GKE Matures: Google's Managed Kubernetes Goes GA

Introduction

In late 2017, Google Kubernetes Engine (GKE) reached general availability, marking a turning point in how teams approached Kubernetes operations. After years of self-managing clusters with kops, kubeadm, or custom scripts, GKE offered a managed control plane that eliminated the operational burden of master nodes, etcd, and API server maintenance.

This mattered because it validated a new operational model: who should own day-2 operations—your team managing control planes, or your cloud provider? GKE’s GA release provided a production-ready answer that would influence how AWS and Azure would design their managed Kubernetes offerings.
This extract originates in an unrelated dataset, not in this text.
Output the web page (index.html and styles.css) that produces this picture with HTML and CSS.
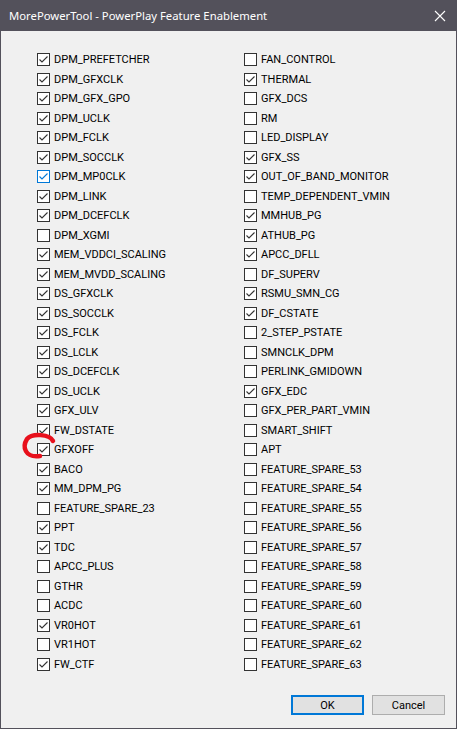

Historical note: GKE had been available in beta since 2015, but the 2017 GA release introduced production SLAs, enhanced security, and enterprise features that made it suitable for mission-critical workloads.

GKE Production Features (2017)

Managed Control Plane

Google-Managed Masters: Control plane nodes (API server, etcd, scheduler, controller manager) operated by Google with 99.95% SLA.
Automatic Upgrades: Google handles Kubernetes version upgrades with configurable maintenance windows.
High Availability: Multi-zone control planes with automatic failover (no single point of failure).
Security Hardening: Google applies security patches and hardening automatically.

Node Management

Node Pools: Create multiple node pools with different machine types, OS images, and configurations.
Auto-Repair: Automatically detects and replaces unhealthy nodes.
Auto-Upgrade: Optional automatic node upgrades during maintenance windows.
Preemptible VMs: Support for cost-optimized preemptible node pools.

Networking & Security

VPC Native: Clusters integrate with Google Cloud VPC for network isolation and firewall rules.
Private Clusters: Option to make API server endpoint private (accessible only from VPC).
IAM Integration: Kubernetes RBAC integrated with Google Cloud IAM.
Workload Identity: Pods can authenticate to Google Cloud services without service account keys.

Add-Ons & Integrations

Cloud Monitoring: Built-in integration with Google Cloud Monitoring and Logging.
Container Registry: Seamless integration with Google Container Registry (GCR).
Cloud Load Balancing: Native integration with Google Cloud Load Balancers for Services and Ingress.

GKE vs Self-Managed: Cost & Operational Analysis

Aspect	GKE (Managed)	Self-Managed (kubeadm/kops)
Control Plane Cost	~$0.10/hour per cluster (2017 pricing)	~$150-300/month for 3 master nodes
Operational Overhead	Minimal (Google handles masters)	High (upgrades, patching, monitoring)
Upgrade Complexity	Automated with maintenance windows	Manual coordination required
High Availability	Built-in multi-zone HA	Manual setup and testing
Security Patching	Automatic	Manual process
Customization	Limited to node configuration	Full control plane access
Vendor Lock-in	Google Cloud only	Cloud-agnostic
Learning Curve	Lower (managed abstractions)	Higher (full Kubernetes operations)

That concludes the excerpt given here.